Fear of 'killing the golden goose' is also widespread. No public official wants to do anything that might disturb the inward flow of foreign currency and investment. Huntley, in the Caribbean Environment Watch newsletter, estimates that even a drop of 10 per cent in tourist arrivals could mean a loss of $80m per year.

But, treating the sea forest as a jumbo resource to be plundered by all is no solution. Environmentalists say politicians must not accept that the loss of the coral reefs is "an inevitable consequence of development".

Action guide
Meeting this challenge is both an international and national duty, and must be supported, even from afar, by peoples of Caribbean descent in Britain and North America. Environmental havoc in their increasingly impoverished Caribbean island homelands is unacceptable. The coral reefs that harbour and sustain family relatives and island economies are under threat.

We know that Caribbeans in London show a high level of awareness about urban environmental issues. They are concerned especially about traffic congestion, air pollution from carbon dioxide emissions, waste tips and litter, poor working conditions, and obsolescent dwellings. This is confirmed by a report of Friends of the Earth. But efforts will have to be made to encourage their full participation in saving the habitat and heritage of their homelands.

Environmentalist groups in the Caribbean welcome support, these include the Jamaican Friends of the Sea, the St Lucia National Trust, the Dominican Conservation Association, and the Amerindian Peoples Association of Guyana. The United Nations Environmental Programme, based regionally in Jamaica, has been at work for the last thirty years.

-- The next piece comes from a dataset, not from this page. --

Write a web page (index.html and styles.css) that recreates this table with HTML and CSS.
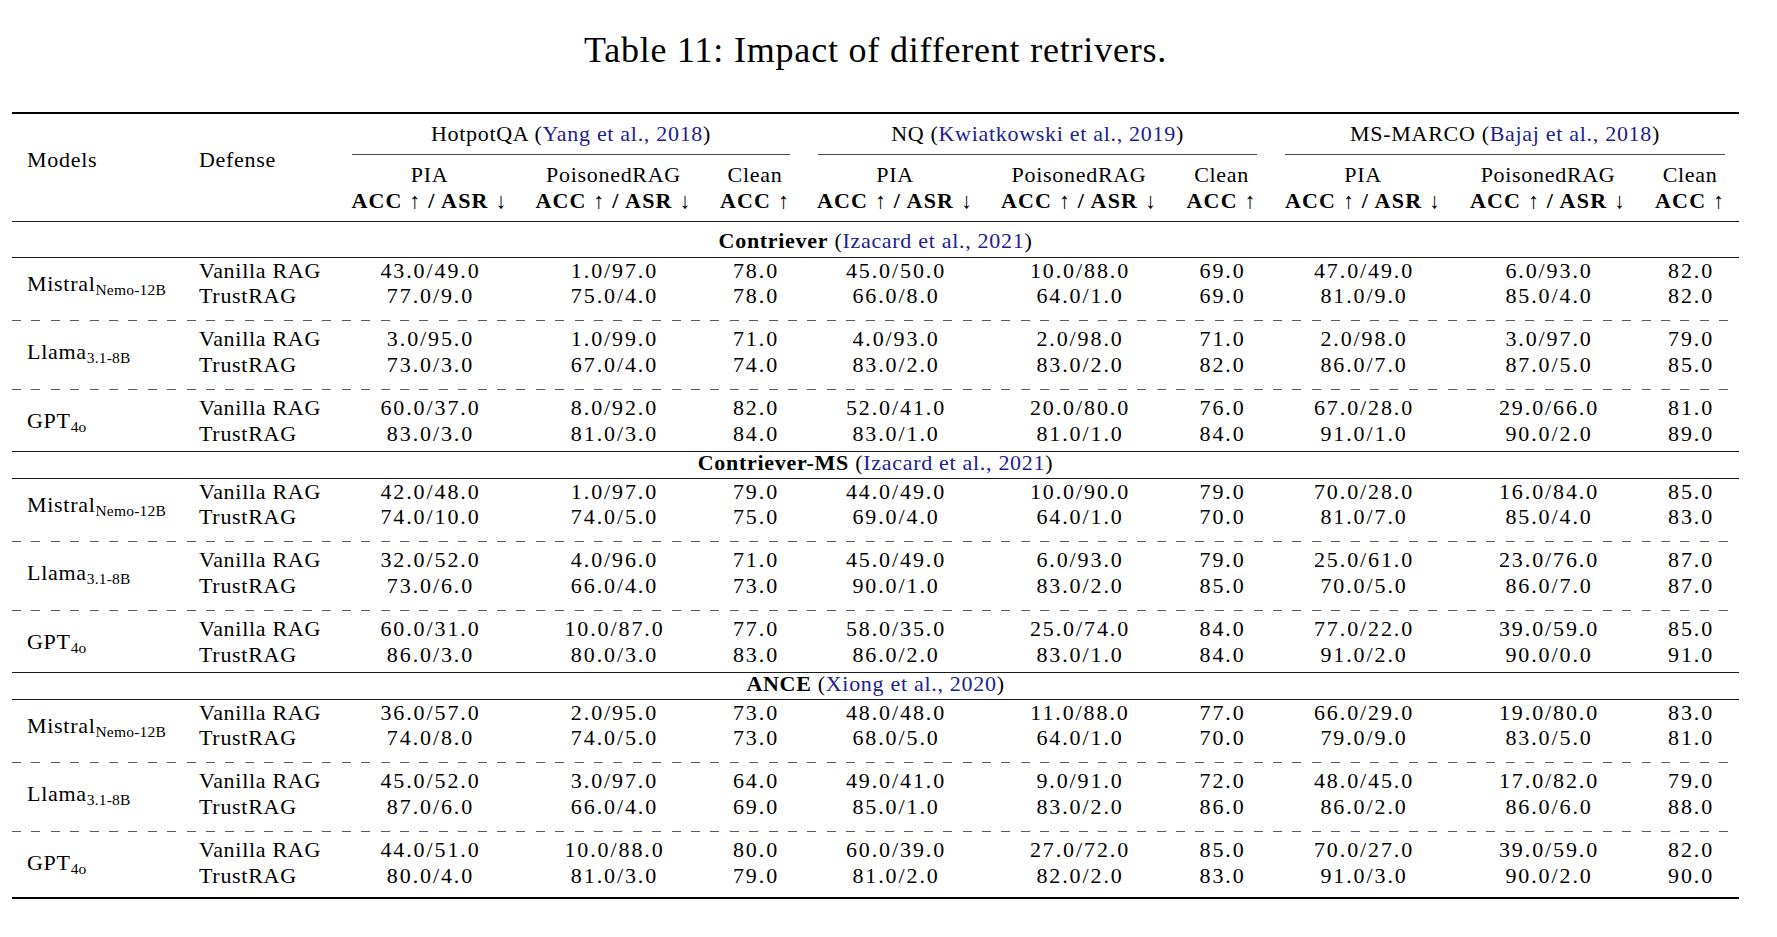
FILE: index.html
```html
<!DOCTYPE html>
<html lang="en">
<head>
<meta charset="utf-8">
<title>Table 11: Impact of different retrivers.</title>
<link rel="stylesheet" href="styles.css">
</head>
<body>
<div class="page">
  <div class="caption">Table 11: Impact of different retrivers.</div>
  <table class="tbl">
    <colgroup>
      <col class="c-model"><col class="c-def">
      <col class="c-a1"><col class="c-b1"><col class="c-c1">
      <col class="c-a2"><col class="c-b2"><col class="c-c2">
      <col class="c-a3"><col class="c-b3"><col class="c-c3">
    </colgroup>
    <thead>
      <tr class="h1">
        <th rowspan="3" class="lab">Models</th>
        <th rowspan="3" class="lab">Defense</th>
        <th colspan="3" class="grp"><div class="cmid">HotpotQA (<span class="cite">Yang et al., 2018</span>)</div></th>
        <th colspan="3" class="grp"><div class="cmid">NQ (<span class="cite">Kwiatkowski et al., 2019</span>)</div></th>
        <th colspan="3" class="grp"><div class="cmid">MS-MARCO (<span class="cite">Bajaj et al., 2018</span>)</div></th>
      </tr>
      <tr class="h2">
        <th>PIA</th><th>PoisonedRAG</th><th>Clean</th>
        <th>PIA</th><th>PoisonedRAG</th><th>Clean</th>
        <th>PIA</th><th>PoisonedRAG</th><th>Clean</th>
      </tr>
      <tr class="h3">
        <th><b>ACC</b> ↑ <b>/ ASR</b> ↓</th><th><b>ACC</b> ↑ <b>/ ASR</b> ↓</th><th><b>ACC</b> ↑</th>
        <th><b>ACC</b> ↑ <b>/ ASR</b> ↓</th><th><b>ACC</b> ↑ <b>/ ASR</b> ↓</th><th><b>ACC</b> ↑</th>
        <th><b>ACC</b> ↑ <b>/ ASR</b> ↓</th><th><b>ACC</b> ↑ <b>/ ASR</b> ↓</th><th><b>ACC</b> ↑</th>
      </tr>
    </thead>
    <tbody>
      <tr class="sec first"><td colspan="11"><b>Contriever</b> (<span class="cite">Izacard et al., 2021</span>)</td></tr>

      <tr class="r top g1"><td rowspan="2" class="model">Mistral<sub>Nemo-12B</sub></td><td class="def">Vanilla RAG</td><td>43.0/49.0</td><td>1.0/97.0</td><td>78.0</td><td>45.0/50.0</td><td>10.0/88.0</td><td>69.0</td><td>47.0/49.0</td><td>6.0/93.0</td><td>82.0</td></tr>
      <tr class="r bot g1"><td class="def">TrustRAG</td><td>77.0/9.0</td><td>75.0/4.0</td><td>78.0</td><td>66.0/8.0</td><td>64.0/1.0</td><td>69.0</td><td>81.0/9.0</td><td>85.0/4.0</td><td>82.0</td></tr>
      <tr class="dash"><td colspan="11"></td></tr>
      <tr class="r top g2"><td rowspan="2" class="model">Llama<sub>3.1-8B</sub></td><td class="def">Vanilla RAG</td><td>3.0/95.0</td><td>1.0/99.0</td><td>71.0</td><td>4.0/93.0</td><td>2.0/98.0</td><td>71.0</td><td>2.0/98.0</td><td>3.0/97.0</td><td>79.0</td></tr>
      <tr class="r bot g2"><td class="def">TrustRAG</td><td>73.0/3.0</td><td>67.0/4.0</td><td>74.0</td><td>83.0/2.0</td><td>83.0/2.0</td><td>82.0</td><td>86.0/7.0</td><td>87.0/5.0</td><td>85.0</td></tr>
      <tr class="dash"><td colspan="11"></td></tr>
      <tr class="r top g3"><td rowspan="2" class="model">GPT<sub>4o</sub></td><td class="def">Vanilla RAG</td><td>60.0/37.0</td><td>8.0/92.0</td><td>82.0</td><td>52.0/41.0</td><td>20.0/80.0</td><td>76.0</td><td>67.0/28.0</td><td>29.0/66.0</td><td>81.0</td></tr>
      <tr class="r bot g3"><td class="def">TrustRAG</td><td>83.0/3.0</td><td>81.0/3.0</td><td>84.0</td><td>83.0/1.0</td><td>81.0/1.0</td><td>84.0</td><td>91.0/1.0</td><td>90.0/2.0</td><td>89.0</td></tr>

      <tr class="sec"><td colspan="11"><b>Contriever-MS</b> (<span class="cite">Izacard et al., 2021</span>)</td></tr>

      <tr class="r top g1"><td rowspan="2" class="model">Mistral<sub>Nemo-12B</sub></td><td class="def">Vanilla RAG</td><td>42.0/48.0</td><td>1.0/97.0</td><td>79.0</td><td>44.0/49.0</td><td>10.0/90.0</td><td>79.0</td><td>70.0/28.0</td><td>16.0/84.0</td><td>85.0</td></tr>
      <tr class="r bot g1"><td class="def">TrustRAG</td><td>74.0/10.0</td><td>74.0/5.0</td><td>75.0</td><td>69.0/4.0</td><td>64.0/1.0</td><td>70.0</td><td>81.0/7.0</td><td>85.0/4.0</td><td>83.0</td></tr>
      <tr class="dash"><td colspan="11"></td></tr>
      <tr class="r top g2"><td rowspan="2" class="model">Llama<sub>3.1-8B</sub></td><td class="def">Vanilla RAG</td><td>32.0/52.0</td><td>4.0/96.0</td><td>71.0</td><td>45.0/49.0</td><td>6.0/93.0</td><td>79.0</td><td>25.0/61.0</td><td>23.0/76.0</td><td>87.0</td></tr>
      <tr class="r bot g2"><td class="def">TrustRAG</td><td>73.0/6.0</td><td>66.0/4.0</td><td>73.0</td><td>90.0/1.0</td><td>83.0/2.0</td><td>85.0</td><td>70.0/5.0</td><td>86.0/7.0</td><td>87.0</td></tr>
      <tr class="dash"><td colspan="11"></td></tr>
      <tr class="r top g3"><td rowspan="2" class="model">GPT<sub>4o</sub></td><td class="def">Vanilla RAG</td><td>60.0/31.0</td><td>10.0/87.0</td><td>77.0</td><td>58.0/35.0</td><td>25.0/74.0</td><td>84.0</td><td>77.0/22.0</td><td>39.0/59.0</td><td>85.0</td></tr>
      <tr class="r bot g3"><td class="def">TrustRAG</td><td>86.0/3.0</td><td>80.0/3.0</td><td>83.0</td><td>86.0/2.0</td><td>83.0/1.0</td><td>84.0</td><td>91.0/2.0</td><td>90.0/0.0</td><td>91.0</td></tr>

      <tr class="sec"><td colspan="11"><b>ANCE</b> (<span class="cite">Xiong et al., 2020</span>)</td></tr>

      <tr class="r top g1"><td rowspan="2" class="model">Mistral<sub>Nemo-12B</sub></td><td class="def">Vanilla RAG</td><td>36.0/57.0</td><td>2.0/95.0</td><td>73.0</td><td>48.0/48.0</td><td>11.0/88.0</td><td>77.0</td><td>66.0/29.0</td><td>19.0/80.0</td><td>83.0</td></tr>
      <tr class="r bot g1"><td class="def">TrustRAG</td><td>74.0/8.0</td><td>74.0/5.0</td><td>73.0</td><td>68.0/5.0</td><td>64.0/1.0</td><td>70.0</td><td>79.0/9.0</td><td>83.0/5.0</td><td>81.0</td></tr>
      <tr class="dash"><td colspan="11"></td></tr>
      <tr class="r top g2"><td rowspan="2" class="model">Llama<sub>3.1-8B</sub></td><td class="def">Vanilla RAG</td><td>45.0/52.0</td><td>3.0/97.0</td><td>64.0</td><td>49.0/41.0</td><td>9.0/91.0</td><td>72.0</td><td>48.0/45.0</td><td>17.0/82.0</td><td>79.0</td></tr>
      <tr class="r bot g2"><td class="def">TrustRAG</td><td>87.0/6.0</td><td>66.0/4.0</td><td>69.0</td><td>85.0/1.0</td><td>83.0/2.0</td><td>86.0</td><td>86.0/2.0</td><td>86.0/6.0</td><td>88.0</td></tr>
      <tr class="dash"><td colspan="11"></td></tr>
      <tr class="r top g3 end"><td rowspan="2" class="model">GPT<sub>4o</sub></td><td class="def">Vanilla RAG</td><td>44.0/51.0</td><td>10.0/88.0</td><td>80.0</td><td>60.0/39.0</td><td>27.0/72.0</td><td>85.0</td><td>70.0/27.0</td><td>39.0/59.0</td><td>82.0</td></tr>
      <tr class="r bot g3 end"><td class="def">TrustRAG</td><td>80.0/4.0</td><td>81.0/3.0</td><td>79.0</td><td>81.0/2.0</td><td>82.0/2.0</td><td>83.0</td><td>91.0/3.0</td><td>90.0/2.0</td><td>90.0</td></tr>
    </tbody>
  </table>
</div>
</body>
</html>
```

FILE: styles.css
```css
* { box-sizing: border-box; }

html, body {
  margin: 0;
  background: #ffffff;
}

body {
  font-family: "Liberation Serif", "Times New Roman", serif;
  color: #000000;
}

.page {
  padding-top: 32px;
}

.caption {
  width: 1727px;
  margin-left: 12px;
  font-size: 36px;
  line-height: 36px;
  letter-spacing: 0.8px;
  text-align: center;
}

.tbl {
  margin: 44px 0 0 12px;
  width: 1727px;
  table-layout: fixed;
  border-collapse: separate;
  border-spacing: 0;
  border-top: 2px solid #000;
  border-bottom: 2px solid #000;
  font-size: 22px;
  letter-spacing: 0.7px;
}

.c-model { width: 172px; }
.c-def { width: 154px; }
.c-a1 { width: 183px; }
.c-b1 { width: 185px; }
.c-c1 { width: 98px; }
.c-a2 { width: 182px; }
.c-b2 { width: 186px; }
.c-c2 { width: 99px; }
.c-a3 { width: 184px; }
.c-b3 { width: 186px; }
.c-c3 { width: 98px; }

.cite { color: #20208f; }

/* header */
.tbl th {
  font-weight: normal;
  padding: 0;
  line-height: 26px;
  text-align: center;
  white-space: nowrap;
}

.tbl th b { font-weight: bold; }

.tbl th.lab {
  text-align: left;
  padding: 0 0 16px 15px;
  vertical-align: middle;
  border-bottom: 1px solid #1a1a1a;
}

.h1 th.grp { padding-top: 7px; }

.cmid {
  margin: 0 14px;
  padding-bottom: 7px;
  border-bottom: 1px solid #4a4a4a;
}

.h2 th { padding-top: 7px; }

.h3 th {
  padding-bottom: 7px;
  border-bottom: 1px solid #1a1a1a;
  letter-spacing: 1.2px;
}

/* section rows */
.sec td {
  text-align: center;
  padding: 0 0 4px;
  line-height: 22px;
  border-bottom: 1px solid #1a1a1a;
  white-space: nowrap;
}

.sec.first td {
  padding: 6px 0 3px;
  line-height: 26px;
}

/* data rows */
.r td {
  padding: 0 0 0 2px;
  line-height: 26px;
  text-align: center;
  font-size: 22px;
  letter-spacing: 1.9px;
  white-space: nowrap;
}

.r td.def,
.r td.model {
  font-size: 22px;
  letter-spacing: 0.7px;
  text-align: left;
  padding-left: 15px;
}

.r td.model { vertical-align: middle; }

.model sub {
  font-size: 15.5px;
  letter-spacing: 0.2px;
  vertical-align: -4px;
  line-height: 0;
}

.r.g1.top td { line-height: 25px; }
.r.g2.top td,
.r.g3.top td { padding-top: 5px; }

.r.g1.bot td,
.r.g2.bot td { padding-bottom: 11px; }

.r.g1.top td.model,
.r.g2.top td.model { padding-bottom: 11px; }

.r.g3.bot td {
  padding-bottom: 4px;
  border-bottom: 1px solid #1a1a1a;
}

.r.g3.top td.model {
  padding-bottom: 4px;
  border-bottom: 1px solid #1a1a1a;
}

.r.g3.end.bot td,
.r.g3.end.top td.model {
  padding-bottom: 8px;
  border-bottom: 0;
}

/* dashed separators */
.dash td {
  padding: 0;
  height: 1px;
  line-height: 0;
  font-size: 0;
  background: repeating-linear-gradient(90deg, #5a5a5a 0 9px, transparent 9px 19.4px);
}
```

Specific proposals must be introduced by citizen's groups and experts, implemented by parliamentarians and law bodies, and agreed by business, industry, shipping, airlines and tourist organisations. For example:

  • Environmental protection agencies must be strengthened and shift their tactics from seeking voluntary compliance to sanctioning major polluters and their powerful tourist and business allies.

  • Existing waste disposal and public safety byelaws require enforcement.

  • Restrictions on illicit collusion between politicians, entrepreneurs and developers must be introduced.

  • Public education for an eco-friendly and sustainable green policy is necessary.

  • Regional and international agreements protecting the environment should be ratified and implemented.


Sustaining life and heritage
Once, in decades past, Caribbean governments and politicans might have muddled through what they thought would be a short-term problem of coral reef depletion. But they no longer have this luxury.

The health of one of the richest and most beautiful habitats in the world is at stake, Huntley suggests. And this is not just a hollow phrase. The sea forests are truly living organisms, part of the whole eco-system that sustains human life.

The prescription for change is clear. Buccaneering, "don't care", habitat-harming activities must stop. Throwaway, tourist-driven practices must be replaced. Sound ecological principles must be introduced to safeguard the livelihood and heritage of future generations of Caribbean peoples.